_WHAT YOU ARE ASKED TO DO_.
Only the lines holding the string "components" are needed. Copy each one.

↓

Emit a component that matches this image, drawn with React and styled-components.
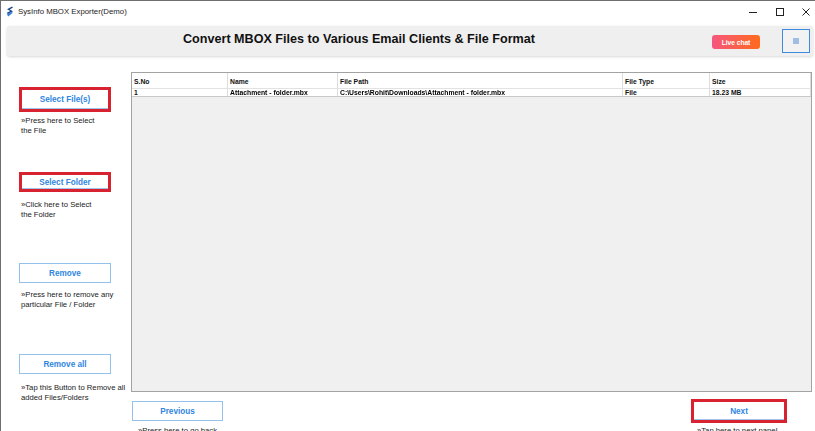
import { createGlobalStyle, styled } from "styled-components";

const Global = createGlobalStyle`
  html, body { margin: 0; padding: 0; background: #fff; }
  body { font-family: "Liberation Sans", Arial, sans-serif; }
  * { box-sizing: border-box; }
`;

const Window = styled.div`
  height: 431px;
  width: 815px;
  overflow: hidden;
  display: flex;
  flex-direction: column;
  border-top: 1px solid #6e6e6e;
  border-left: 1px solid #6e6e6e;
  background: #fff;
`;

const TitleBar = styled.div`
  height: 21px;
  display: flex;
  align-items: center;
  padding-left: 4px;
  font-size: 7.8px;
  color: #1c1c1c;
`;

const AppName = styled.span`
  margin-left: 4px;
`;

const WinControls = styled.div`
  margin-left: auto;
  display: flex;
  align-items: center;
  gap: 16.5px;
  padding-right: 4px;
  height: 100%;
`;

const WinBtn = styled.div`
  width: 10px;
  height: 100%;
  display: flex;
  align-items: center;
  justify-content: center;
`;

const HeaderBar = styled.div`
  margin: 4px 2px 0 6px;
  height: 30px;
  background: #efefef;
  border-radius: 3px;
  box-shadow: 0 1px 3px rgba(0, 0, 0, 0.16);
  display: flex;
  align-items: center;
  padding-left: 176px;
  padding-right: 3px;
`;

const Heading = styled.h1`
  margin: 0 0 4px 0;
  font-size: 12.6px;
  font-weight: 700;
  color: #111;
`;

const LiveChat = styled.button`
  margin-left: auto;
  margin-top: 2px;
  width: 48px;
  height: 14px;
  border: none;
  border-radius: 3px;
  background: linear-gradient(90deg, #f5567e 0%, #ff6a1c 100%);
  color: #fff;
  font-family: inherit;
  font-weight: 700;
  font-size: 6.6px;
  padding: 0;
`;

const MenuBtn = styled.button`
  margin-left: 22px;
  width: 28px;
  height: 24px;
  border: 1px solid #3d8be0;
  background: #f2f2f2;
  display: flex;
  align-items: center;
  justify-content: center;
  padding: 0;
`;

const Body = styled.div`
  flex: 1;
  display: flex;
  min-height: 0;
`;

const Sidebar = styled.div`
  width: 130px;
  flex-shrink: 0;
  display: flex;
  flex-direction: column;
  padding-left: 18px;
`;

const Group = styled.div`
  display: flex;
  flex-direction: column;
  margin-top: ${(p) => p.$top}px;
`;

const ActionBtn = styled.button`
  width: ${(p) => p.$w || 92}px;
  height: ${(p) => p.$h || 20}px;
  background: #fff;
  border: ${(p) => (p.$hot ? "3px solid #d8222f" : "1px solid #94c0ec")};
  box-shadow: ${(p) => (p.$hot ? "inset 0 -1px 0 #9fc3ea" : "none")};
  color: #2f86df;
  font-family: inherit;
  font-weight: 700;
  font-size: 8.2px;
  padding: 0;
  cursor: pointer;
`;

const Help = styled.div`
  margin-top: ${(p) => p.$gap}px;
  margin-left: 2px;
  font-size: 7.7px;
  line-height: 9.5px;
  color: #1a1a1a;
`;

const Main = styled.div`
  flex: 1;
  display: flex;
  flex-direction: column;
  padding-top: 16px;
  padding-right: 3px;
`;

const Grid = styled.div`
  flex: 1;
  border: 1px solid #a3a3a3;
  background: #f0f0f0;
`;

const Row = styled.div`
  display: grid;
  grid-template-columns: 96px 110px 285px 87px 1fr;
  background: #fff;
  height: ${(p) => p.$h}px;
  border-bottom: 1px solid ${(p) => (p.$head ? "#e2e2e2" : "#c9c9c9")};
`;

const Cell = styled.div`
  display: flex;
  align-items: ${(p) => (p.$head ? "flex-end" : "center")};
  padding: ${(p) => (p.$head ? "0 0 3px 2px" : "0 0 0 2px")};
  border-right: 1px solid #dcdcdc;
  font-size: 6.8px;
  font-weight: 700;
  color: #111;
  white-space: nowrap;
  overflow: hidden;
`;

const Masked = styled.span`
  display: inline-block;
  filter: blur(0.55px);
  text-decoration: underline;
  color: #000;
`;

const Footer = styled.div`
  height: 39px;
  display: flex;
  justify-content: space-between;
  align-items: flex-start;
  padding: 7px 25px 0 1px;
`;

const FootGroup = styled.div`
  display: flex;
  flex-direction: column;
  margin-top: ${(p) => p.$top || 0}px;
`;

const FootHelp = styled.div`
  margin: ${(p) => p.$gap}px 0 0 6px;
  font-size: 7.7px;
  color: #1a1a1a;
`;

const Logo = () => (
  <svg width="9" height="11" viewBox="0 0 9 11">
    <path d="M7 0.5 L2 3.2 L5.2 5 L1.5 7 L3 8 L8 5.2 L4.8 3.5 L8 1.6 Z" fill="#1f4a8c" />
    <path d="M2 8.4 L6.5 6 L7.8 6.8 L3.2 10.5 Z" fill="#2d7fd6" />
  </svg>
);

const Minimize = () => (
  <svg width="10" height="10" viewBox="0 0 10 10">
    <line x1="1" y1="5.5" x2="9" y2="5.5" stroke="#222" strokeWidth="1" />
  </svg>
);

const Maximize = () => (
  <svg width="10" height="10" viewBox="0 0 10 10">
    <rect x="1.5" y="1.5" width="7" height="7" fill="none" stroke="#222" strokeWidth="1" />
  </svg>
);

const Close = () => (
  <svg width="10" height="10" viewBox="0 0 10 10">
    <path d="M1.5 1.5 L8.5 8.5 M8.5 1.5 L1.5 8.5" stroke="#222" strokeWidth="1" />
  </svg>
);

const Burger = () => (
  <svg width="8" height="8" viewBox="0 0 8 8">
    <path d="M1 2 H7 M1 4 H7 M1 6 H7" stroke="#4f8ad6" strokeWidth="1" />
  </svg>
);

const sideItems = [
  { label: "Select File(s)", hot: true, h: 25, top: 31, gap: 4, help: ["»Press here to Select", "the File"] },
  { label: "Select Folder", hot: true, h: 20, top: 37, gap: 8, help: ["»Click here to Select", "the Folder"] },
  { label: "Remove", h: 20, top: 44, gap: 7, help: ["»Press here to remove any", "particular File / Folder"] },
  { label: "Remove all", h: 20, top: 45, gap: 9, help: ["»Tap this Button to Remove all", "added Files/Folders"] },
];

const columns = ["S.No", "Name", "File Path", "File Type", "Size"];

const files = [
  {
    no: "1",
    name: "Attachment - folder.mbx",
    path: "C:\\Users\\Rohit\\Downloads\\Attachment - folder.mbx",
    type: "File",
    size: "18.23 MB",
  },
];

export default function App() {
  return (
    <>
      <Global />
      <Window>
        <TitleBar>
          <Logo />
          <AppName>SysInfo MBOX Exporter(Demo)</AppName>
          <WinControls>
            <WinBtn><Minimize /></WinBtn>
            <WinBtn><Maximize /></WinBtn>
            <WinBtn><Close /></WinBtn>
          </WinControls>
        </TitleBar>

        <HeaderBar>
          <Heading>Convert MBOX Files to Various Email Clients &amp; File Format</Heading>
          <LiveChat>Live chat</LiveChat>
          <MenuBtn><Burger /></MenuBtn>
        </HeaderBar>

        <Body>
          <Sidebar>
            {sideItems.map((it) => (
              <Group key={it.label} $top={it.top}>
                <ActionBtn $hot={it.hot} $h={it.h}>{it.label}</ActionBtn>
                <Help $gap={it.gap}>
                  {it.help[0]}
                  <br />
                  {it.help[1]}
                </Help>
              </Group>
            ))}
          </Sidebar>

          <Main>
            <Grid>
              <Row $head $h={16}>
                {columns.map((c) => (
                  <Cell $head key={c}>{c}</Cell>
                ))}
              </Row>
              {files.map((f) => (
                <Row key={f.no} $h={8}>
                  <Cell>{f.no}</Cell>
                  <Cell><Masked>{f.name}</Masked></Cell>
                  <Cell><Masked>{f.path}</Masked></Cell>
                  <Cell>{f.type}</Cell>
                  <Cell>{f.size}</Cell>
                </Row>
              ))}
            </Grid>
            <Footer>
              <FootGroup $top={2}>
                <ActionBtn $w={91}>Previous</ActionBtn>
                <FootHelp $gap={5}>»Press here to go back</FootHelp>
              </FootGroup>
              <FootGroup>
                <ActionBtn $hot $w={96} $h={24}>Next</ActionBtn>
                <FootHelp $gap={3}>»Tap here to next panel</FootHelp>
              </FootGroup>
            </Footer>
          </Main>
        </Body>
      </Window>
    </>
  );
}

↑

_CORRECT RESPONSE_.
Emit a component that matches this image, drawn with React and styled-components.
import { createGlobalStyle, styled } from "styled-components";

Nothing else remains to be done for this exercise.